As the issue of climate change reveals itself more and more, artists and writers are finding the period during which human activity has been the dominant influence on climate and the environment to be fertile creative ground.
Writer Brittney Corrigan’s current projects are an exploration of and commentary on what is being called the Anthropocene age.
Corrigan will read from new work at the Pendleton Center for the Arts in the first in-person First Draft Writers’ Series event of the year on Thursday, Dec. 16 at 7 p.m. The event is free to the public and masks are required.
Corrigan was raised in Colorado but has called Portland her home since 1990. She holds a degree from Reed College, where she works organizing faculty and academic special events. Corrigan also serves as an editor at Airlie Press, a nonprofit publisher run by writers and dedicated to cultivating and sustaining fine contemporary poetry and promoting Pacific Northwest poets. She is also the poetry editor for the online journal Hyperlexia: poetry and prose about the autism spectrum.
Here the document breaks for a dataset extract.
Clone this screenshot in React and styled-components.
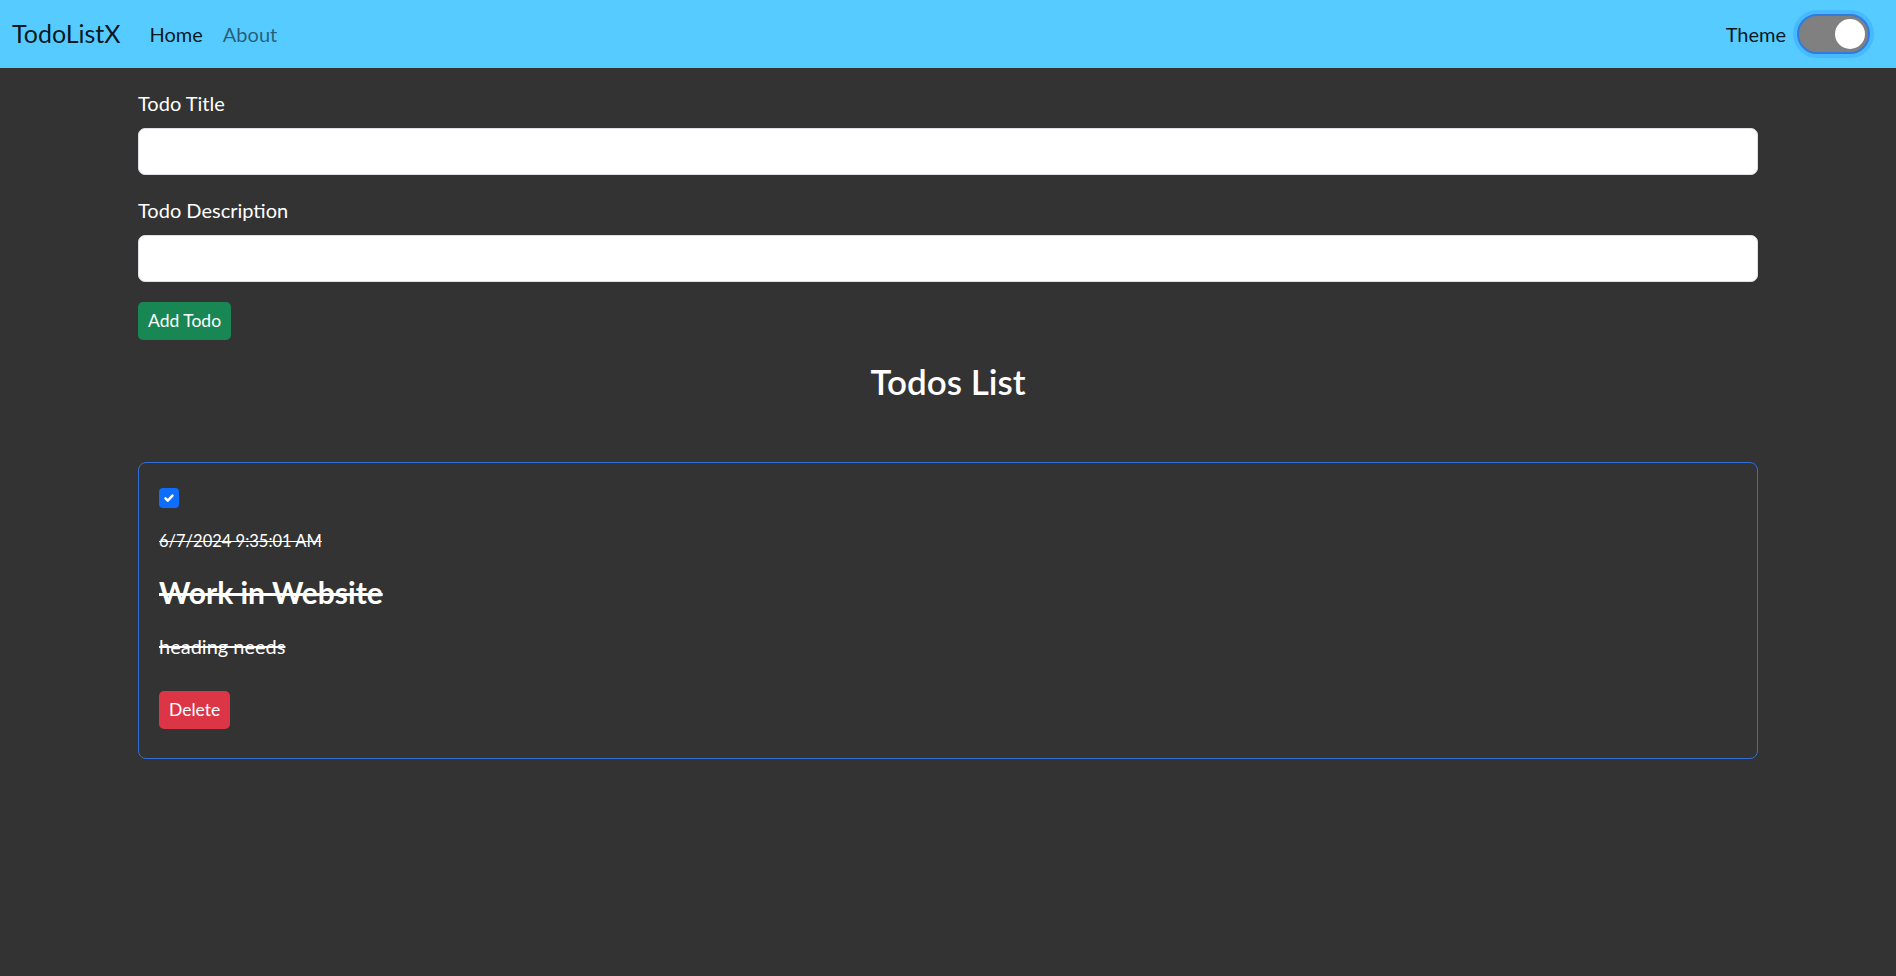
import React from 'react'
import styled, {createGlobalStyle} from 'styled-components'

const GlobalStyle = createGlobalStyle`
  * { box-sizing: border-box; }
  body {
    margin: 0;
    background: #333333;
    font-family: Lato, "Noto Sans", sans-serif;
    font-size: 20px;
    line-height: 1.5;
    color: #fff;
  }
`

const Navbar = styled.nav`
  height: 68px;
  background: #55cbff;
  display: flex;
  align-items: center;
  padding: 0 26px 0 12px;
`

const Brand = styled.a`
  font-size: 25px;
  color: rgba(0, 0, 0, 0.9);
  margin-right: 19px;
  text-decoration: none;
`

const NavLinks = styled.div`
  display: flex;
  flex: 1;
`

const NavLink = styled.a`
  padding: 0 10px;
  font-size: 20px;
  text-decoration: none;
  color: ${props => props.active ? 'rgba(0, 0, 0, 0.9)' : 'rgba(0, 0, 0, 0.55)'};
`

const ThemeToggle = styled.label`
  display: flex;
  align-items: center;
  gap: 11px;
  color: rgba(0, 0, 0, 0.9);
  font-size: 20px;
`

const Switch = styled.span`
  width: 73px;
  height: 40px;
  border-radius: 20px;
  background: #808080;
  border: 2px solid #2f7be0;
  box-shadow: 0 0 0 4px rgba(13, 110, 253, 0.18);
  display: flex;
  align-items: center;
  justify-content: flex-end;
  padding-right: 3px;
  &::after {
    content: '';
    width: 30px;
    height: 30px;
    border-radius: 50%;
    background: #fff;
  }
`

const Container = styled.main`
  width: 1620px;
  margin: 0 auto;
  padding-top: 20px;
`

const Field = styled.div`
  margin-bottom: 20px;
`

const Label = styled.label`
  display: block;
  margin-bottom: 10px;
  font-size: 20px;
  line-height: 30px;
`

const Input = styled.input`
  display: block;
  width: 100%;
  height: 47px;
  border: 1px solid #dee2e6;
  border-radius: 7px;
  background: #fff;
  font: inherit;
  padding: 0 15px;
`

const Button = styled.button`
  display: inline-block;
  font-family: inherit;
  font-size: 17.5px;
  line-height: 1.5;
  color: #fff;
  border: none;
  border-radius: 5px;
  padding: 5px 10px;
  height: 38px;
  background: ${props => props.variant === 'danger' ? '#dc3545' : '#198754'};
`

const Heading = styled.h3`
  text-align: center;
  font-size: 35px;
  font-weight: 600;
  line-height: 42px;
  margin: 20px 0 60px;
`

const Card = styled.div`
  border: 1px solid #2f6fd6;
  border-radius: 8px;
  padding: 20px 20px 29px;
`

const CheckRow = styled.div`
  height: 30px;
  padding-top: 5px;
`

const Checkbox = styled.span`
  display: flex;
  align-items: center;
  justify-content: center;
  width: 20px;
  height: 20px;
  border-radius: 4px;
  background: #0d6efd;
`

const DateText = styled.p`
  margin: 15px 0 0;
  font-size: 16.5px;
  line-height: 26px;
  text-decoration: line-through;
`

const Title = styled.h4`
  margin: 20px 0 0;
  font-size: 30px;
  font-weight: 700;
  line-height: 36px;
  text-decoration: line-through;
`

const Desc = styled.p`
  margin: 21px 0 30px;
  font-size: 20px;
  line-height: 30px;
  text-decoration: line-through;
`

const todos = [
  {date: '6/7/2024 9:35:01 AM', title: 'Work in Website', desc: 'heading needs'}
]

export default function App() {
  return (
    <>
      <GlobalStyle />
      <Navbar>
        <Brand href="#">TodoListX</Brand>
        <NavLinks>
          <NavLink href="#" active>Home</NavLink>
          <NavLink href="#">About</NavLink>
        </NavLinks>
        <ThemeToggle>
          Theme
          <Switch />
        </ThemeToggle>
      </Navbar>
      <Container>
        <Field>
          <Label>Todo Title</Label>
          <Input type="text" />
        </Field>
        <Field>
          <Label>Todo Description</Label>
          <Input type="text" />
        </Field>
        <Button>Add Todo</Button>
        <Heading>Todos List</Heading>
        {todos.map(todo => (
          <Card key={todo.title}>
            <CheckRow>
              <Checkbox>
                <svg width="14" height="14" viewBox="0 0 20 20">
                  <path fill="none" stroke="#fff" strokeWidth="3.5" strokeLinecap="round" strokeLinejoin="round" d="M5 10.5l3.2 3.2L15 6.5" />
                </svg>
              </Checkbox>
            </CheckRow>
            <DateText>{todo.date}</DateText>
            <Title>{todo.title}</Title>
            <Desc>{todo.desc}</Desc>
            <Button variant="danger">Delete</Button>
          </Card>
        ))}
      </Container>
    </>
  )
}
Her poems and stories have appeared in numerous journals and anthologies, and she is the author of the collection Navigation and the chapbook 40 Weeks. Her poems have appeared widely in journals and anthologies. Her chapbook, Breaking, a collection of poems that respond to current events in the news, is forthcoming from WordTech Editions in April 2021. Her newest collection, Daughters, a series of persona poems in the voices of daughters of various characters from folklore, mythology, and popular culture, is forthcoming from Airlie Press in September 2021. She is the recipient of residencies at Soapstone: A Writing Retreat for Women, Mineral School, and PLAYA.
Corrigan is currently working on a full-length poetry manuscript and a collection of short stories that examine the impact of human beings on our planet and the species with whom we share it.